O pesquisador do Ibre-FGV, Claudio Considera, explica que os produtos básicos compõem a maior parte do indicador do consumo e que, por estarem com uma recuperação mais lenta do que a dos demais itens, estão puxando para baixo o número total.
Ele esclarece que o fraco dinamismo dos bens de primeira necessidade está vinculado ao elevado nível de desemprego – que atinge 13,4 milhões brasileiros – o qual, por sua vez, tem colocado obstáculos ao crescimento da renda. Quando o desemprego é alto, é mais difícil para os trabalhadores, principalmente para os mais pobres, conseguirem barganhar aumentos reais de salário (ou seja, acima da inflação).
“Foram as classes mais baixas que perderam o emprego” ressalta Considera. Ele explica que a cesta de consumo dos mais pobres, especialmente neste cenário de fraca recuperação, é menos variada do que a da classe média e alta, as quais, por sua vez, têm mais possibilidades de se endividar para adquirir eletrodomésticos, vestuário e calçados.
“As classes mais baixas, que compraram carros durante o período de crescimento econômico, não estão podendo nem gastar mais com a gasolina como antes, por exemplo. A mesma coisa está ocorrendo com a alimentação, bebidas. Os mais pobres, que foram os que mais perderam emprego, também reduziram os gastos com os produtos não duráveis”, comenta o pesquisador.
Pesquisas do Instituto Brasileiro de Geografia e Estatística (IBGE) têm mostrado que, de fato, a desocupação atual atinge bem mais a baixa renda sem ensino superior do que as classes média e alta com educação universitária. A professora de economia da Fundação Escola de Comércio Álvares Penteado (Fecap), Juliana Inhasz, avalia que este cenário indica que nem todos os brasileiros estão saindo da recessão da mesma forma.
“A recuperação da economia está ocorrendo – ainda que de forma lenta e gradual –, mas de maneira distinta para cada classe social. Quem está sofrendo mais é a classe menos favorecida”, destaca Inhasz, lembrando que indicadores oficiais têm revelado aumento das desigualdades sociais.
Novas dívidas
Claudio Considera detalha que a recuperação dos duráveis e semiduráveis desde a metade de 2017 foi possibilitada pela liberação das contas inativas do Fundo de Garantia do Tempo de Serviço (FGTS) a partir de março do ano passado.
Ele conta que a medida permitiu às famílias quitarem as suas dívidas e voltar para o mercado de crédito, contraindo novos compromissos. Essa análise é válida, principalmente, para as camadas sociais com maior poder aquisitivo.

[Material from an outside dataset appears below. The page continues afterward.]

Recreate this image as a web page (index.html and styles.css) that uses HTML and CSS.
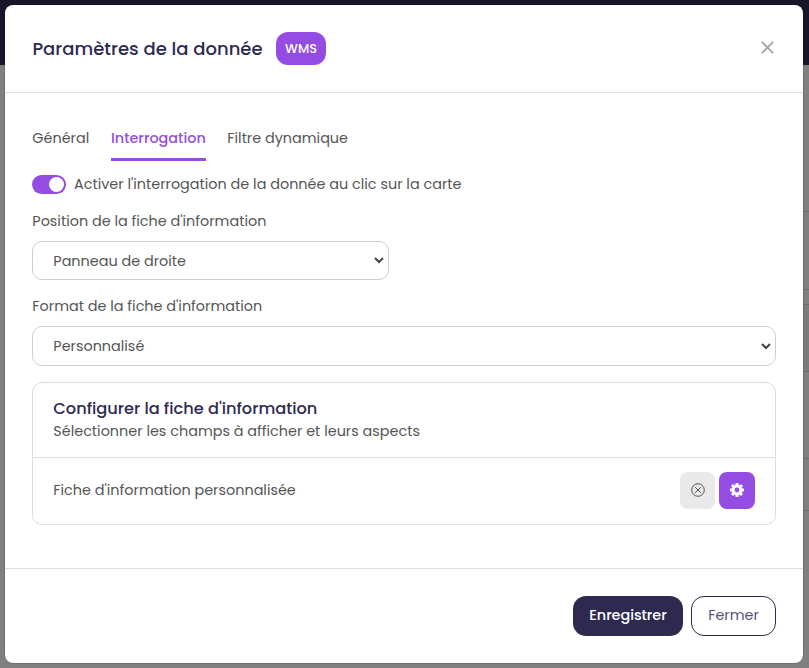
FILE: index.html
```html
<!DOCTYPE html>
<html lang="fr">
<head>
<meta charset="utf-8">
<title>Paramètres de la donnée</title>
<link rel="stylesheet" href="styles.css">
</head>
<body>
<div class="backdrop">
  <div class="modal" role="dialog" aria-labelledby="title">
    <header class="modal-header">
      <h1 class="modal-title" id="title">Paramètres de la donnée</h1>
      <span class="badge">WMS</span>
      <button class="close" aria-label="Fermer la fenêtre">
        <svg width="13" height="13" viewBox="0 0 13 13"><path d="M.9.9 12.1 12.1M12.1.9.9 12.1" stroke="#a2a2a2" stroke-width="1.8" fill="none"/></svg>
      </button>
    </header>
    <main class="modal-body">
      <nav class="tabs">
        <a class="tab tab-general">Général</a>
        <a class="tab tab-active">Interrogation</a>
        <a class="tab tab-filter">Filtre dynamique</a>
      </nav>
      <div class="toggle-row">
        <span class="switch"></span>
        <span class="toggle-label">Activer l'interrogation de la donnée au clic sur la carte</span>
      </div>
      <div class="label">Position de la fiche d'information</div>
      <div class="select select-half">
        <span>Panneau de droite</span>
        <svg class="chevron" width="10" height="7" viewBox="0 0 10 7"><path d="M1 1 5 5 9 1" stroke="#444" stroke-width="2" fill="none"/></svg>
      </div>
      <div class="label label-format">Format de la fiche d'information</div>
      <div class="select select-full">
        <span>Personnalisé</span>
        <svg class="chevron" width="10" height="7" viewBox="0 0 10 7"><path d="M1 1 5 5 9 1" stroke="#444" stroke-width="2" fill="none"/></svg>
      </div>
      <section class="card">
        <div class="card-header">
          <h2 class="card-title">Configurer la fiche d'information</h2>
          <p class="card-text">Sélectionner les champs à afficher et leurs aspects</p>
        </div>
        <div class="card-row">
          <span class="card-name">Fiche d'information personnalisée</span>
          <button class="icon-button reset" aria-label="Réinitialiser">
            <svg width="14" height="14" viewBox="0 0 14 14" fill="none" stroke="#555"><circle cx="7" cy="7" r="6.3"/><path d="m4.1 4.1 5.8 5.8m0-5.8-5.8 5.8"/></svg>
          </button>
          <button class="icon-button settings" aria-label="Configurer">
            <svg width="14" height="14" viewBox="-7 -7 14 14"><circle r="3.9" fill="none" stroke="#fff" stroke-width="3"/><path d="M0-7V-4.5M0 7V4.5M-7 0H-4.5M7 0H4.5M-5-5-3.4-3.4M5 5 3.4 3.4M-5 5-3.4 3.4M5-5 3.4-3.4" stroke="#fff" stroke-width="2.9"/></svg>
          </button>
        </div>
      </section>
    </main>
    <footer class="modal-footer">
      <button class="button primary">Enregistrer</button>
      <button class="button secondary">Fermer</button>
    </footer>
  </div>
</div>
</body>
</html>
```

FILE: styles.css
```css
* { box-sizing: border-box; }
body {
  margin: 0;
  font: 400 14.4px/22px Poppins, Inter, sans-serif;
  color: #555;
}
button { font: inherit; border: 0; padding: 0; background: none; }
h1, h2, p { margin: 0; }
svg { display: block; }

.backdrop {
  height: 668px;
  padding: 5px 6px 5px 5px;
  background:
    linear-gradient(#171528, #171528) 0 0 / 100% 65px no-repeat,
    linear-gradient(#6c6c6c, #6c6c6c) 100% 211px / 6px 1px no-repeat,
    linear-gradient(#6c6c6c, #6c6c6c) 100% 289px / 6px 1px no-repeat,
    linear-gradient(#6c6c6c, #6c6c6c) 100% 304px / 6px 1px no-repeat,
    linear-gradient(#6c6c6c, #6c6c6c) 100% 371px / 6px 1px no-repeat,
    linear-gradient(#6c6c6c, #6c6c6c) 100% 458px / 6px 1px no-repeat,
    linear-gradient(#6c6c6c, #6c6c6c) 100% 510px / 6px 1px no-repeat,
    linear-gradient(#7b7b7b, #7b7b7b) 100% 304px / 6px 67px no-repeat,
    #808080;
}
.modal {
  display: flex;
  flex-direction: column;
  height: 658px;
  background: #fff;
  border-radius: 8px;
  box-shadow: 0 0 0 1px rgba(0, 0, 0, .12);
}
.modal-header {
  display: flex;
  align-items: center;
  height: 88px;
  padding: 0 29px 0 27px;
  border-bottom: 1px solid #dedede;
}
.modal-title {
  width: 231px;
  padding-left: .4px;
  font-size: 18px;
  font-weight: 500;
  letter-spacing: .02px;
  color: #2e2a4f;
  white-space: nowrap;
}
.badge {
  width: 50px;
  height: 33px;
  margin-left: 13px;
  border-radius: 12px;
  background: #944ce2;
  color: #fff;
  font-size: 12.8px;
  font-weight: 500;
  line-height: 33px;
  text-align: center;
}
.close { margin: 0 0 2px auto; }

.modal-body {
  flex: 1;
  padding: 34px 27px 0;
  white-space: nowrap;
}
.tabs { display: flex; height: 34px; }
.tab { height: 34px; }
.tab-general { width: 57px; margin-right: 22px; padding-left: .3px; }
.tab-active {
  width: 95px;
  margin-right: 21px;
  border-bottom: 3px solid #944ce2;
  color: #944ce2;
  font-weight: 500;
}
.tab-filter { padding-left: .3px; }
.toggle-row {
  display: flex;
  align-items: center;
  height: 19px;
  margin-top: 14px;
}
.toggle-label { margin-bottom: 1px; }
.switch {
  width: 34px;
  height: 19px;
  margin-right: 8px;
  padding: 2px;
  border-radius: 10px;
  background: #944ce2;
}
.switch::after {
  content: "";
  display: block;
  width: 15px;
  height: 15px;
  margin-left: auto;
  border-radius: 50%;
  background: #fff;
}
.label { margin: 16px 0 9px; padding-left: .3px; }
.label-format { margin-top: 15px; }
.select {
  display: flex;
  align-items: center;
  justify-content: space-between;
  padding: 0 4px 0 20.3px;
  border: 1px solid #cfcfcf;
  border-radius: 10px;
}
.select-half { width: 357px; height: 39px; }
.select-full { height: 40px; }
.chevron { margin-bottom: 1px; }
.select-full .chevron { margin-bottom: 0; }

.card {
  height: 143px;
  margin-top: 16px;
  border: 1px solid #dedede;
  border-radius: 10px;
}
.card-header {
  height: 74px;
  padding: 14px 20.3px 0;
}
.card-title {
  font-size: 16.2px;
  font-weight: 500;
  line-height: 23px;
  color: #2e2a4f;
}
.card-row {
  display: flex;
  align-items: center;
  height: 66px;
  padding: 0 20px 0 20.3px;
  border-top: 1px solid #dedede;
}
.card-name { margin: 0 auto 1px 0; }
.icon-button {
  display: flex;
  align-items: center;
  justify-content: center;
  height: 37px;
  padding-bottom: 2px;
  border-radius: 8px;
}
.reset { width: 35px; margin-right: 4px; background: #e9e9e9; }
.settings { width: 36px; background: #944ce2; }

.modal-footer {
  display: flex;
  justify-content: flex-end;
  height: 95px;
  padding: 27px 27px 0;
  border-top: 1px solid #dedede;
}
.button { height: 40px; padding-bottom: 3px; border-radius: 13px; }
.primary {
  width: 110px;
  margin-right: 8px;
  background: #2e2a4f;
  color: #fff;
  font-weight: 500;
  letter-spacing: -.05px;
}
.secondary {
  width: 85px;
  border: 1px solid #2e2a4f;
  color: #56527a;
}
```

Juliana Inhasz observa que os dados do Ibre sugerem que as pessoas estão dando mais preferência para recompor a aquisição de bens duráveis e semiduráveis do que para a contratação de serviços. Na série do acumulado em 12 meses, os serviços apresentaram queda contínua entre novembro de 2015 e fevereiro de 2018. Em março, eles alcançaram estabilidade (0,0%) e, em abril, expandiram 0,3%.
“Parece que quem está com um pouco mais de folga na renda está preferindo adquirir bens do que contratar serviços. É como se, no período de crise, elas tivessem aprendido a fazer certas coisas que antes não sabiam [como fazer unha, cabelo, consertos domésticos]”, reflete Inhasz .
Na avaliação dela, após os choques internos e externos de maio – como a greve dos caminhoneiros e a disparada do dólar – e com as eleições em outubro, a tendência é que o consumo apresente, desde maio, uma trajetória de retomada mais gradual do que a observada até o mês de abril.
Uma recuperação mais consistente dependerá, contudo, de uma queda expressiva da taxa de desemprego.